Last December, we had this protracted shutdown that began when Members of Congress left for Christmas. Just left. With an unresolved budget issue here. If what Senator Hassan and I were to pass, we would have finished that work last December and Americans would have never experienced that protracted government shutdown. We have differences of opinion. It’s who we are as Americans. That’s what we represent here in the United States Senate. But we should not punish the federal workers and the American people because we’ve not worked out our differences here. We should stay until the work is done. We should keep negotiating until we’re finished. That is a simple, straightforward way to be able to resolve this. Adding a 13th bill that we have to be able to plan toward how are we going to deal with debt and deficit.
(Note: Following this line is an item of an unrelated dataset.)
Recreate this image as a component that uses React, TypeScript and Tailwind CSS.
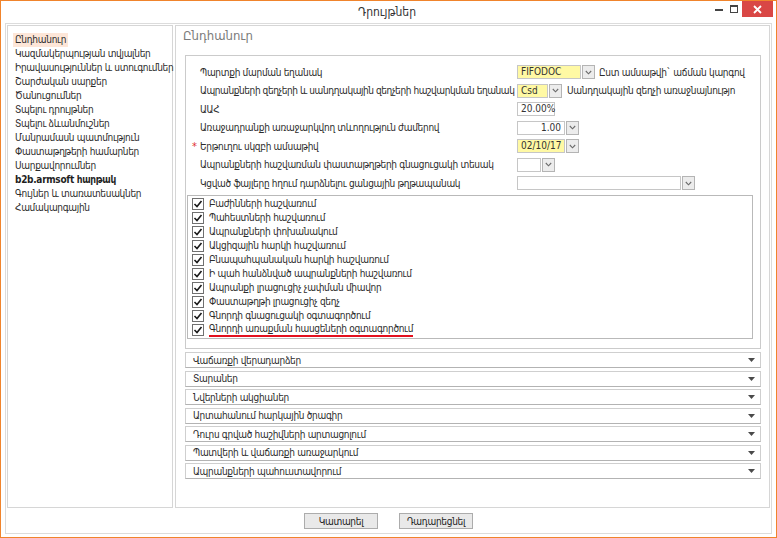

There is some moment that is created every year compelling us to actually be here until our work is done—having a more systematic structure of how we’re going to do budgeting. All these are simple ideas but ideas that will help us get on top of a $22 trillion debt and an approaching $1 trillion yearly deficit.
It’s as if we’ve lost the importance of this and we cannot. My challenge to this body is: let’s make the budget mean something again. Let’s actually do long-term planning, and let’s figure out how to be able to make a process work for the taxpayers. We can figure this out, and we can work together to do it. With that, Mr. President, I yield the floor.